Unless the West can rid itself of deeply ingrained illusions of natural superiority, there is very little hope of a mutual understanding between the West and the older civilisations of the East, now resurgent. One way to understanding is objective historical knowledge, to which scholars can contribute. Such knowledge may help to induce the intellectual humility to accept that Western economic and technological superiority has been, historically, brief. One cannot but wonder at the persistence of misrepresentations even in serious media and some ‘scholarly’ writings, e.g. of the Greco-Persian wars and of Arab civilisation, including its historical tolerance of Jews (in striking contrast to the treatment of Jews in Europe). Is it possible that the newly proposed history curriculum for schools will reinforce the pervasive ignorance of non-European civilisations?
J.S. Malikail
Saskatchewan, Canada
Richard Bowring writes: The comments on Tsushima were made in the context of the ‘modern era’, but nevertheless I take the point.
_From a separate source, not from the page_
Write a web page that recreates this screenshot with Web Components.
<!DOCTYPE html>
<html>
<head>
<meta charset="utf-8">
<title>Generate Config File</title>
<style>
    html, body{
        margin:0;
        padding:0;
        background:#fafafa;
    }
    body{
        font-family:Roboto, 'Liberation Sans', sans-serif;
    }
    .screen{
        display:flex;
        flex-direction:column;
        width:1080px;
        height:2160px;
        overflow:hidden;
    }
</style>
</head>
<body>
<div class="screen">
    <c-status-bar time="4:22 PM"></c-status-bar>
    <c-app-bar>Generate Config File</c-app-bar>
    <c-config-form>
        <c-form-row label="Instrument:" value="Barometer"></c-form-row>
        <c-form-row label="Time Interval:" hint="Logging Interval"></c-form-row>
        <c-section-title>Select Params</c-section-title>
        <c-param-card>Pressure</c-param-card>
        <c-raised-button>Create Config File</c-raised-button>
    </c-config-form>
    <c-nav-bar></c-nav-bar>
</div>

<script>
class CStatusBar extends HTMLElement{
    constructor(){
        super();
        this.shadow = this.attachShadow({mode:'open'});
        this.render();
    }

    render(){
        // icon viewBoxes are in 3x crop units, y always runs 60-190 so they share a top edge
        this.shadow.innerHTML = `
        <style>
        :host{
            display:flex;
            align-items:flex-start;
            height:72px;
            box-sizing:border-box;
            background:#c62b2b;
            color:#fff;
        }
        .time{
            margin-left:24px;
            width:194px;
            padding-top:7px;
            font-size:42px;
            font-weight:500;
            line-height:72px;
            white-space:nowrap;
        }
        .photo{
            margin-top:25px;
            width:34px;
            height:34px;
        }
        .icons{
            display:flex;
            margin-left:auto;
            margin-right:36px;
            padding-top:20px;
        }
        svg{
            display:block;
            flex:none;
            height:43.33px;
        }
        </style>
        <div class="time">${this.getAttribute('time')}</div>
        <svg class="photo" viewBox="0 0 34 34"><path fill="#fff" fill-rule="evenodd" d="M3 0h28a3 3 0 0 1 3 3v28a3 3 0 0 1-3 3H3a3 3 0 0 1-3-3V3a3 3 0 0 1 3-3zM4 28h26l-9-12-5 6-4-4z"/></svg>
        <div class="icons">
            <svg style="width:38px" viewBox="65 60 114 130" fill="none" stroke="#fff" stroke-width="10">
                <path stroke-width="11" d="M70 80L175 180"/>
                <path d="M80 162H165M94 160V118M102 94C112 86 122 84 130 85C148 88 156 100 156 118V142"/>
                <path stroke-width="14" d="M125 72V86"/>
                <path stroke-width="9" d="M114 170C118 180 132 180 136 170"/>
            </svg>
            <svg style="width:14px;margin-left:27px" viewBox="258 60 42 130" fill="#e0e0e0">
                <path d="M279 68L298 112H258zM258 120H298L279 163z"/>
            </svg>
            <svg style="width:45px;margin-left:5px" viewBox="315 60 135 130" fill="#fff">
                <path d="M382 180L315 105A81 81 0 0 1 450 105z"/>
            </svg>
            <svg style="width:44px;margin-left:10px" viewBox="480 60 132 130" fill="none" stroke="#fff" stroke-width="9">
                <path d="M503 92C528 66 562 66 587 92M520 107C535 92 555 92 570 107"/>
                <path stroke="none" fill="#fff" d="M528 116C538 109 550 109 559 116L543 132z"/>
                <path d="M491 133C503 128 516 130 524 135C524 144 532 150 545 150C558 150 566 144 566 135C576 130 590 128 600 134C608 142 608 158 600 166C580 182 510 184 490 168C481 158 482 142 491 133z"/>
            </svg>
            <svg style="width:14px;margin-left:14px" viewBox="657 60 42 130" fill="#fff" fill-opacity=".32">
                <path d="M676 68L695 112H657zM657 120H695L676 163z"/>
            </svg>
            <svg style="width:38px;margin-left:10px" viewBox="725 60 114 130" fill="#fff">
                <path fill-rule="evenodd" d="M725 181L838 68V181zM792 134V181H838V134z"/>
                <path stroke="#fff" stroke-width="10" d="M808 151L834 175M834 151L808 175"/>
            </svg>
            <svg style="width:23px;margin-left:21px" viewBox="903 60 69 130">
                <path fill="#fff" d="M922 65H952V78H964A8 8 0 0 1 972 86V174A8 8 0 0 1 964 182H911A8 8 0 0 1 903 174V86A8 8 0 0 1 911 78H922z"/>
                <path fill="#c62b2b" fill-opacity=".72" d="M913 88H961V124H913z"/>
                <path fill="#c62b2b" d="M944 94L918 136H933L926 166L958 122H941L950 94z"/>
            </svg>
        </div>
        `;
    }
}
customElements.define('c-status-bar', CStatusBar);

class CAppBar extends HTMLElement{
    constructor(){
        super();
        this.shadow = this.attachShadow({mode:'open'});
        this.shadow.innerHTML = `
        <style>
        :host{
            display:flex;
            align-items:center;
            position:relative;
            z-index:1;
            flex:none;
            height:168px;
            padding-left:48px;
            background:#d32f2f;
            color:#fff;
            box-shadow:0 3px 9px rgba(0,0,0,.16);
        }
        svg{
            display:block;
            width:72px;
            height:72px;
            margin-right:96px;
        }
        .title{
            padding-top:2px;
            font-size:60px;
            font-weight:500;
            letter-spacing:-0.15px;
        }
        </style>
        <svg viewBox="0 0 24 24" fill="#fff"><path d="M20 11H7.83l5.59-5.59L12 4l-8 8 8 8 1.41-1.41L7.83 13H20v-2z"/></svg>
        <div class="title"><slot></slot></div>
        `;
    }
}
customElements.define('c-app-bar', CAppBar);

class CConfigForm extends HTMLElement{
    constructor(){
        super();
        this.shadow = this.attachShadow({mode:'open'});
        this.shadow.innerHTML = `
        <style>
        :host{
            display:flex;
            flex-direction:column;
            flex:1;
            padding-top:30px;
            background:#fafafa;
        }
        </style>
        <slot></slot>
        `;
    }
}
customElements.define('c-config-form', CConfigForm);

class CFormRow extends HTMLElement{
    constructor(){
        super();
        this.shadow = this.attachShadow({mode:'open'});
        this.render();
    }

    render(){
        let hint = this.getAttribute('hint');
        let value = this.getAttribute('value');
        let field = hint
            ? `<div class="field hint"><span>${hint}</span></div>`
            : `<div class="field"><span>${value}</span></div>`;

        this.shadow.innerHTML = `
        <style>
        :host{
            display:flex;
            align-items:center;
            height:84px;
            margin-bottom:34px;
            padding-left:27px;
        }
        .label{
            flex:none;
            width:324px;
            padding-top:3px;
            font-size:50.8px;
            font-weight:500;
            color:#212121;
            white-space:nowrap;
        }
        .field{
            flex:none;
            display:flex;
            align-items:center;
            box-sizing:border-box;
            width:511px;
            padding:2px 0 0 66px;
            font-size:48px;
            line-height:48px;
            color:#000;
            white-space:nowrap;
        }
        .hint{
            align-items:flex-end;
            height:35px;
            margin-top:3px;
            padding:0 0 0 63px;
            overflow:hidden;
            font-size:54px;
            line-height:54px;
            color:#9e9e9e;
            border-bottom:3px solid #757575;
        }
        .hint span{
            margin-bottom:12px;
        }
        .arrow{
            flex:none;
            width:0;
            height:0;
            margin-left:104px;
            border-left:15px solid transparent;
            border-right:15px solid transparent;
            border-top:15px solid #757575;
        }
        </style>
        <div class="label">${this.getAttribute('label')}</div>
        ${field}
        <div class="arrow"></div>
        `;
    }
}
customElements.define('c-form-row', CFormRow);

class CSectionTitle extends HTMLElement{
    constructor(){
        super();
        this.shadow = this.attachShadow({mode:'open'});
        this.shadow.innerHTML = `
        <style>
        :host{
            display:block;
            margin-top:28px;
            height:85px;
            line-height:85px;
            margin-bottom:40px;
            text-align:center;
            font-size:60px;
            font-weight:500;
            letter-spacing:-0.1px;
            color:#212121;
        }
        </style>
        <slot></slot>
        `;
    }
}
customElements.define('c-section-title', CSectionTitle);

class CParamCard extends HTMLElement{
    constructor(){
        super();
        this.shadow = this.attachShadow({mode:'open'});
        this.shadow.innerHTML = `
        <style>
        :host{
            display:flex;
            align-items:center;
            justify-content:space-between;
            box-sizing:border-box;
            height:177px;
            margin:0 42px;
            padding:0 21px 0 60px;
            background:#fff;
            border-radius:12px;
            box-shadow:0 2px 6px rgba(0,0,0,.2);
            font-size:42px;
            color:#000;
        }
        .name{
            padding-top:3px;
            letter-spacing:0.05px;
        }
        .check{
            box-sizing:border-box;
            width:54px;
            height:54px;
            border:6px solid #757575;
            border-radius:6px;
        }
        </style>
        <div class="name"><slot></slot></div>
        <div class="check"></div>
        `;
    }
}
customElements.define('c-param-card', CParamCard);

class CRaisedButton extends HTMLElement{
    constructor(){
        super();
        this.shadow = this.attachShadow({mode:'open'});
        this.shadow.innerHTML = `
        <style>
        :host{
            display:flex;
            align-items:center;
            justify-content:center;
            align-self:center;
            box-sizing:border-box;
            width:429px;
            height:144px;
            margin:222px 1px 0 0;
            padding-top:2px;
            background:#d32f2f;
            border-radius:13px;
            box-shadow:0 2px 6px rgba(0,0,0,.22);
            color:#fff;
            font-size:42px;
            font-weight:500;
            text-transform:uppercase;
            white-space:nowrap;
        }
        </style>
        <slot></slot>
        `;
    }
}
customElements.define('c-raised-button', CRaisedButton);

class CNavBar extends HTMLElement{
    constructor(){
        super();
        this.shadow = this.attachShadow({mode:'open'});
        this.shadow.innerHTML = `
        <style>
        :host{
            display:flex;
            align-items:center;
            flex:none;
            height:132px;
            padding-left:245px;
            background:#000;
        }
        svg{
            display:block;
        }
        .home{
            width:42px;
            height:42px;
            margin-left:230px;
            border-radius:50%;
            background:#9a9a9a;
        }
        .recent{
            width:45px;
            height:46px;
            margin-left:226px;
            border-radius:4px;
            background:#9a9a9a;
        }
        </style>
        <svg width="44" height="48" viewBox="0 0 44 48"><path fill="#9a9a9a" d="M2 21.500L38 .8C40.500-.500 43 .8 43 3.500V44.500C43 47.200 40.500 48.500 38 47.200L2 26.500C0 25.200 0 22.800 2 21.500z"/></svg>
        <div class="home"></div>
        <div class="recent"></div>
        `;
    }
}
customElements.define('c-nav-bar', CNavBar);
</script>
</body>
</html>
I am a little more uncomfortable, however, when it comes to the possibility of ‘objective historical knowledge’ coming to our aid; and the usefulness of a West/East dichotomy can be very short-lived when one gets into the detail. The study of Japan in Asia quickly shows us that we are not the only ones to be guilty of cultural arrogance. But then we all need to study more European history too – even, apparently, members of the British Cabinet.